In the end, the move to the hurry-up, no-huddle offense may actually help the defense more: The defensive improvement under Justin Wilcox from 2011 to 2012 was nothing short of remarkable. A move in total defense from the hundreds to the thirties seemed unthinkable two years ago, but it happened. And now Wilcox and his defensive coaches are looking for ways to take the next step, and it just might come from Sarkisian's move to an up-tempo attack. The Huskies were rock-solid in nearly every defensive category last year, save one - dealing with up-tempo attacks. The offenses that teams like Oregon and Arizona ran were like Kryptonite. Now that the defense has seen nothing but high octane fuel coming from the other side of the ball for all of spring and fall practices, it should give them enough confidence to push forward and stop the offenses that have consistently given them trouble for years. It won't be easy, and it certainly isn't a guaranteed cure - but Wilcox will try and exploit the move of UW's offense to maximum benefit. -- Chris Fetters


Keith Price is poised for his best season yet: With the new, up-tempo offense, the Huskies have done what they can to lessen Price's stress level while exerting it on the defense.
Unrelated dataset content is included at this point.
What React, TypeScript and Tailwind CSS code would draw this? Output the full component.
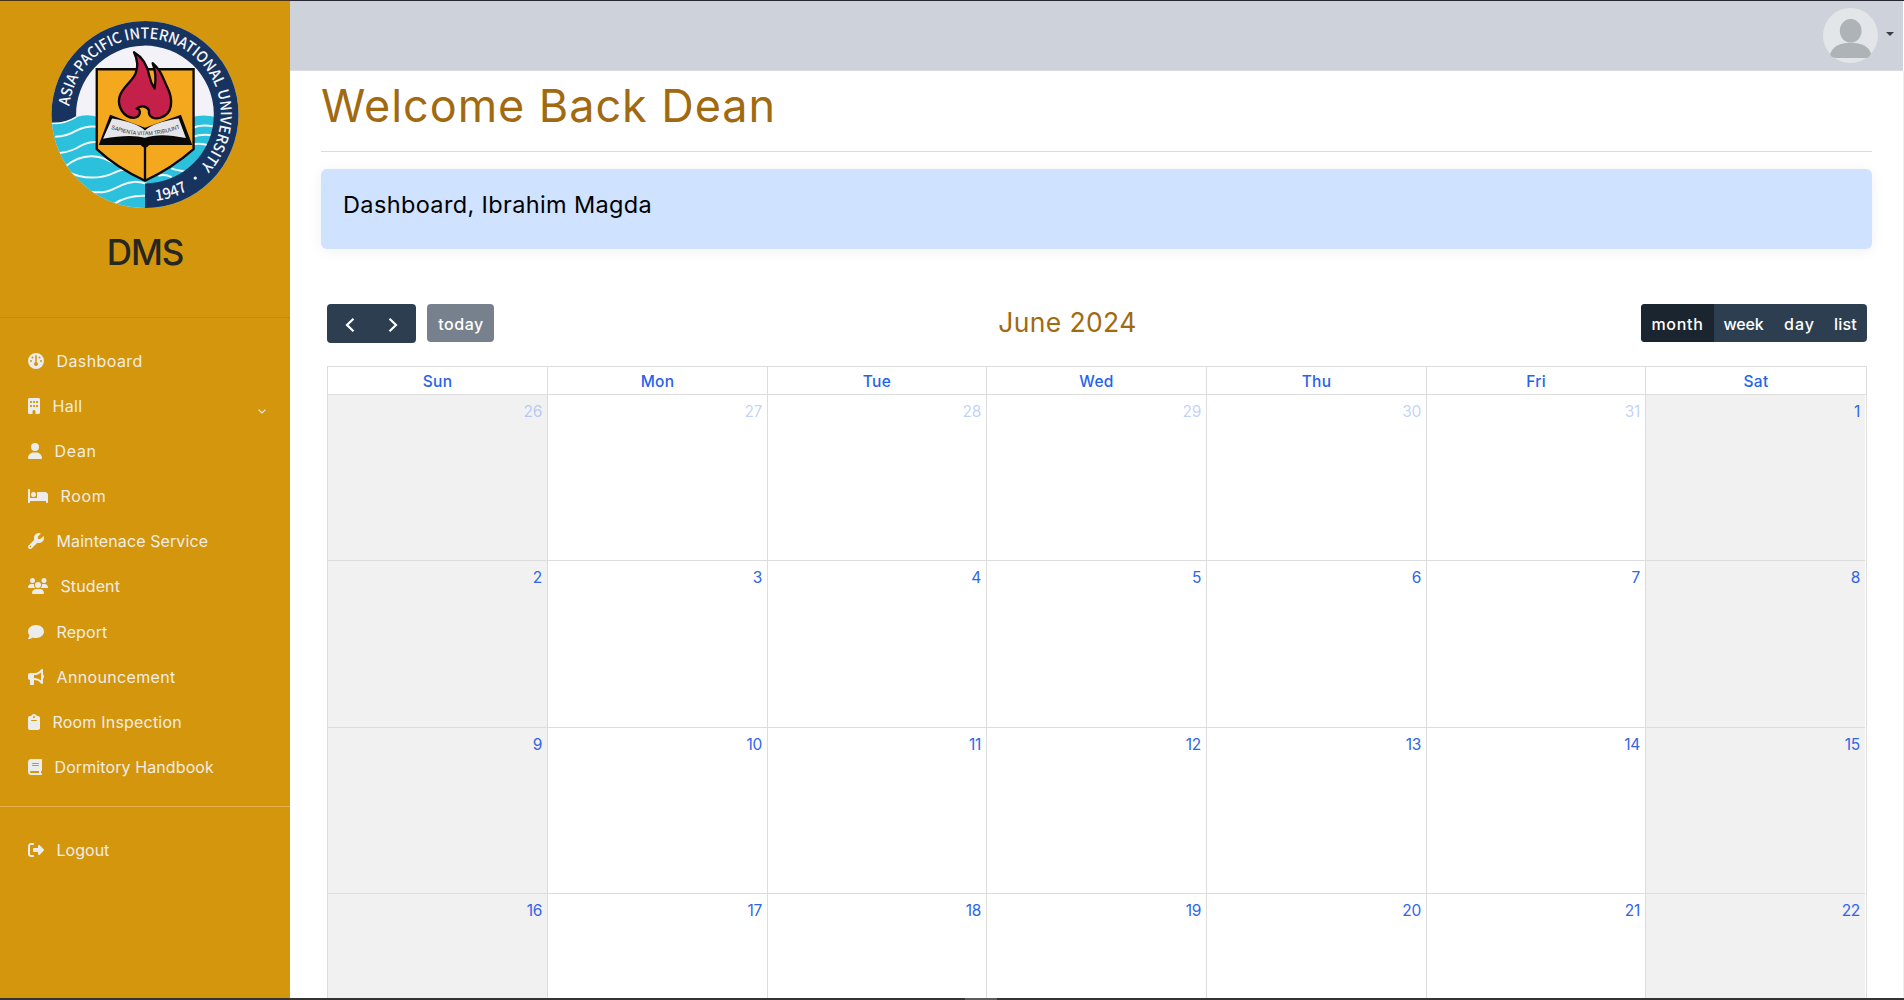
import type { ComponentType } from 'react';
import {
  FaBed,
  FaBook,
  FaBuilding,
  FaBullhorn,
  FaClipboard,
  FaComment,
  FaGauge,
  FaRightFromBracket,
  FaUser,
  FaUsers,
  FaWrench,
} from 'react-icons/fa6';

type NavItem = {
  label: string;
  icon: ComponentType<{ className?: string }>;
  iconWidth: string;
  tracking: string;
  expandable?: boolean;
};

const navItems: NavItem[] = [
  { label: 'Dashboard', icon: FaGauge, iconWidth: 'w-4', tracking: 'tracking-[0.4px]' },
  { label: 'Hall', icon: FaBuilding, iconWidth: 'w-3', tracking: 'tracking-[0.3px]', expandable: true },
  { label: 'Dean', icon: FaUser, iconWidth: 'w-3.5', tracking: 'tracking-[0.7px]' },
  { label: 'Room', icon: FaBed, iconWidth: 'w-5', tracking: 'tracking-[0.7px]' },
  { label: 'Maintenace Service', icon: FaWrench, iconWidth: 'w-4', tracking: 'tracking-[0.1px]' },
  { label: 'Student', icon: FaUsers, iconWidth: 'w-5', tracking: 'tracking-[0.1px]' },
  { label: 'Report', icon: FaComment, iconWidth: 'w-4', tracking: 'tracking-[0.1px]' },
  { label: 'Announcement', icon: FaBullhorn, iconWidth: 'w-4', tracking: 'tracking-[0.35px]' },
  { label: 'Room Inspection', icon: FaClipboard, iconWidth: 'w-3', tracking: 'tracking-[0.2px]' },
  { label: 'Dormitory Handbook', icon: FaBook, iconWidth: 'w-3.5', tracking: 'tracking-[0.1px]' },
];

const logout: NavItem = {
  label: 'Logout',
  icon: FaRightFromBracket,
  iconWidth: 'w-4',
  tracking: 'tracking-[0.02px]',
};

const weekdays = ['Sun', 'Mon', 'Tue', 'Wed', 'Thu', 'Fri', 'Sat'];

const weeks = [
  [26, 27, 28, 29, 30, 31, 1],
  [2, 3, 4, 5, 6, 7, 8],
  [9, 10, 11, 12, 13, 14, 15],
  [16, 17, 18, 19, 20, 21, 22],
];

function UniversityLogo() {
  return (
    <svg viewBox="63 63 564 562" className="h-[187px] w-[188px] overflow-visible" role="img" aria-label="Asia-Pacific International University">
      <defs>
        <clipPath id="seal">
          <circle cx="345" cy="344" r="281" />
        </clipPath>
        <path id="nameArc" d="M118 319 A228 228 0 1 1 489 520" />
        <path id="yearArc" d="M378 604 A262 262 0 0 0 546 512" />
        <path id="mottoArc" d="M243 387 Q345 426 449 386 L470 378" />
      </defs>
      <g clipPath="url(#seal)">
        <rect x="60" y="60" width="570" height="570" fill="#f2f2f8" />
        <path d="M60 370 Q105 372 138 352 Q170 340 205 352 H485 Q520 342 560 352 V630 H60Z" fill="#2bc0dc" />
        <g fill="none" stroke="#f2f8fb" strokeWidth="6">
          <path d="M75 411 Q110 410 140 392 Q170 376 203 381" />
          <path d="M88 460 Q125 456 152 438 Q178 424 203 427" />
          <path d="M105 500 C140 472 172 464 206 472 S250 494 275 498" />
          <path d="M110 514 C160 542 215 536 250 520 S300 508 318 522" />
          <path d="M185 577 C230 582 250 568 275 556 S320 544 350 552" />
          <path d="M252 613 Q290 586 350 588" />
          <path d="M489 384 Q515 372 552 380" />
          <path d="M489 411 Q515 402 550 407" />
          <path d="M489 434 Q508 428 542 438" />
          <path d="M424 506 Q440 512 470 516" />
          <path d="M385 528 Q405 522 425 532" />
        </g>
        <path
          d="M55 368 V55 H635 V635 H345 V551 A207 207 0 1 0 138 352 Q105 372 55 368Z"
          fill="#17335f"
        />
        <path d="M60 371 Q105 373 139 351" fill="none" stroke="#f2f8fb" strokeWidth="5" />
      </g>
      <g fill="#f5f6fa" fontFamily='"Noto Sans CJK SC", "Noto Sans", sans-serif' fontWeight="500">
        <text fontSize="45">
          <textPath href="#nameArc" textLength="863" lengthAdjust="spacingAndGlyphs">ASIA-PACIFIC INTERNATIONAL UNIVERSITY</textPath>
        </text>
        <text fontSize="46">
          <textPath href="#yearArc" textLength="101" lengthAdjust="spacingAndGlyphs">1947</textPath>
        </text>
        <circle cx="496" cy="535" r="5" />
      </g>
      <path d="M200 208 H491 V448 Q425 506 345 543 Q260 504 200 448Z" fill="#f4a81d" stroke="#0b0808" strokeWidth="7" />
      <path d="M345 435 V543" stroke="#0b0808" strokeWidth="7" />
      <path d="M206 436 L240 345 Q300 368 345 384 Q390 368 453 345 L487 436 H358 Q345 452 332 436Z" fill="#0b0808" />
      <path d="M246 356 Q320 368 345 392 Q370 368 446 355 L468 415 Q390 398 345 414 Q300 402 219 417Z" fill="#e6e6ea" />
      <path
        d="M312 157 C338 172 352 196 358 228 C361 245 366 254 374 266 C378 240 378 214 368 190 C396 214 398 234 412 262 C430 298 430 344 390 354 C372 358 354 352 357 332 C350 318 334 316 320 326 C334 326 334 352 312 354 C280 354 262 320 268 292 C276 262 302 250 316 222 C326 200 322 178 312 157Z"
        fill="#c5204a"
        stroke="#0b0808"
        strokeWidth="7"
        strokeLinejoin="round"
      />
      <text fontSize="17" fontWeight="500" fontFamily='"Liberation Sans", sans-serif' fill="#222">
        <textPath href="#mottoArc" textLength="212" lengthAdjust="spacingAndGlyphs">SAPIENTA VITAM TRIBUUNT</textPath>
      </text>
    </svg>
  );
}

function NavLink({ item }: { item: NavItem }) {
  const Icon = item.icon;
  return (
    <a className="flex h-[45.15px] items-center pl-7 text-[16px] text-[#f1ede4]">
      <span className={`flex h-4 shrink-0 items-center ${item.iconWidth}`}>
        <Icon className="h-4 w-full text-[#ececec]" />
      </span>
      <span className={`ml-[12.5px] whitespace-nowrap ${item.tracking}`}>{item.label}</span>
      {item.expandable && (
        <svg viewBox="0 0 8 5" className="mt-3 mr-6 ml-auto h-[5px] w-2" fill="none" stroke="#f1ede4" strokeWidth="1.2">
          <path d="M0.6 0.6 L4 4 L7.4 0.6" />
        </svg>
      )}
    </a>
  );
}

function Sidebar() {
  return (
    <aside className="flex w-[290px] shrink-0 flex-col bg-[#d4960c]">
      <div className="flex h-[317px] flex-col items-center border-b border-[#c78b0b] pt-5">
        <UniversityLogo />
        <h1 className="mt-[22px] text-[35px] leading-[45px] font-medium tracking-[-1.1px] text-[#272721]">DMS</h1>
      </div>
      <nav className="flex h-[489px] flex-col border-b border-[#e6b04a] pt-[20.2px]">
        {navItems.map((item) => (
          <NavLink key={item.label} item={item} />
        ))}
      </nav>
      <div className="pt-[20.5px]">
        <NavLink item={logout} />
      </div>
    </aside>
  );
}

function TopBar() {
  return (
    <header className="mr-px flex h-[70px] items-center justify-end border-b border-[#d9dce2] bg-[#ced3db] pr-[9px]">
      <svg viewBox="0 0 55 55" className="size-[55px]">
        <circle cx="27.5" cy="27.5" r="27.5" fill="#e2e6e8" />
        <ellipse cx="27.7" cy="22.8" rx="10.9" ry="11.8" fill="#adb3b6" />
        <path d="M7 46.5 C9.5 38.5 17 34.8 27.7 34.8 S45.8 38.5 48 45.5 Q46.5 49.8 43 50 H12.5 Q8.5 49.5 7 46.5Z" fill="#adb3b6" />
      </svg>
      <svg viewBox="0 0 8 4" className="mt-[-3px] ml-2 h-1 w-2" fill="#3a3d42">
        <path d="M0 0 H8 L4 4Z" />
      </svg>
    </header>
  );
}

function Toolbar() {
  return (
    <div className="flex h-[39px] items-start justify-between text-[16px] font-medium text-white">
      <div className="flex items-start gap-[11px]">
        <div className="flex h-[39px] w-[89px] items-center justify-around rounded bg-[#2c3e50] px-0.5 pt-0.5">
          <svg viewBox="0 0 10 16" className="h-4 w-2.5" fill="none" stroke="white" strokeWidth="2.2">
            <path d="M8.5 1.8 L2 8 L8.5 14.2" />
          </svg>
          <svg viewBox="0 0 10 16" className="h-4 w-2.5" fill="none" stroke="white" strokeWidth="2.2">
            <path d="M1.5 1.8 L8 8 L1.5 14.2" />
          </svg>
        </div>
        <button className="h-[38px] w-[67px] rounded bg-[#76818d] pt-0.5 pl-px tracking-[0.5px]">today</button>
      </div>
      <h2 className="text-[26.5px] leading-[37px] font-normal tracking-[0.35px] text-[#a16a10]">June 2024</h2>
      <div className="flex h-[38px] overflow-hidden rounded bg-[#2c3e50]">
        <button className="w-[73px] bg-[#1a252f] pt-0.5 tracking-[0.7px]">month</button>
        <button className="w-[60px] pt-0.5 pr-px tracking-[-0.2px]">week</button>
        <button className="w-[51px] pt-0.5 tracking-[1px]">day</button>
        <button className="w-[42px] pt-0.5 pr-px tracking-[0.2px]">list</button>
      </div>
    </div>
  );
}

function Calendar() {
  return (
    <section className="mt-[55px] ml-1.5 w-[1540px]">
      <Toolbar />
      <div className="mt-[23px] border-x border-t border-[#dddddd]">
        <div className="grid h-7 grid-cols-[220px_220px_219px_220px_220px_219px_1fr] border-b border-[#dddddd]">
          {weekdays.map((day, i) => (
            <div
              key={day}
              className={`flex items-center justify-center pt-0.5 text-[15.5px] font-medium tracking-[0.3px] text-[#2563eb] ${i < 6 ? 'border-r border-[#dddddd]' : ''}`}
            >
              {day}
            </div>
          ))}
        </div>
        {weeks.map((week, w) => (
          <div
            key={w}
            className="mr-px grid h-[166.4px] grid-cols-[220px_220px_219px_220px_220px_219px_1fr] border-b border-[#dddddd]"
          >
            {week.map((date, i) => (
              <div
                key={date}
                className={`pt-[5px] pr-[5px] text-right text-[15.5px] leading-[23px] tracking-[-0.3px] ${
                  w === 0 && i < 6 ? 'text-[#2563eb]/30' : 'text-[#2f66e8]'
                } ${i === 0 || i === 6 ? 'bg-[#f1f1f1]' : ''} ${i < 6 ? 'border-r border-[#dddddd]' : ''}`}
              >
                {date}
              </div>
            ))}
          </div>
        ))}
      </div>
    </section>
  );
}

export default function App() {
  return (
    <div className="flex h-[1000px] w-[1904px] flex-col overflow-hidden bg-white font-['Inter',sans-serif]">
      <div className="flex h-px shrink-0">
        <div className="w-[290px] bg-[#4a3315]" />
        <div className="flex-1 bg-[#262733]" />
      </div>
      <div className="flex min-h-0 flex-1">
        <Sidebar />
        <div className="flex min-w-0 flex-1 flex-col overflow-hidden">
          <TopBar />
          <main className="min-h-0 flex-1 overflow-hidden border-r border-[#f0f0f0] pr-[31px] pl-[31px]">
            <h1 className="h-[81px] border-b border-[#e2dac8] pt-[8px] text-[45px] leading-[54px] font-normal tracking-[0.95px] text-[#a16a10]">
              Welcome Back Dean
            </h1>
            <div className="mt-[17px] h-20 rounded-md bg-[#cfe2ff] pt-5 pl-[22px] text-[23.5px] leading-[31px] font-normal tracking-[0.36px] text-black shadow-[0_2px_14px_rgba(0,0,0,0.06)]">
              Dashboard, Ibrahim Magda
            </div>
            <Calendar />
          </main>
        </div>
      </div>
      <div className="flex h-0.5 shrink-0 bg-[#333333]">
        <div className="ml-[965px] w-8 bg-[#5c5c5c]" />
      </div>
    </div>
  );
}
Price looked more comfortable this fall than he has since he took over for Locker back in 2011. He's more physically ready for the start of the season than ever before, he appears to be much more of a vocal leader than in his previous two seasons and he's seemingly gotten back to his much more accurate self. Now it's about going out and getting it done on a weekly basis and getting off to a fast start against Boise State on August 31st would be a great way to get things kicked off.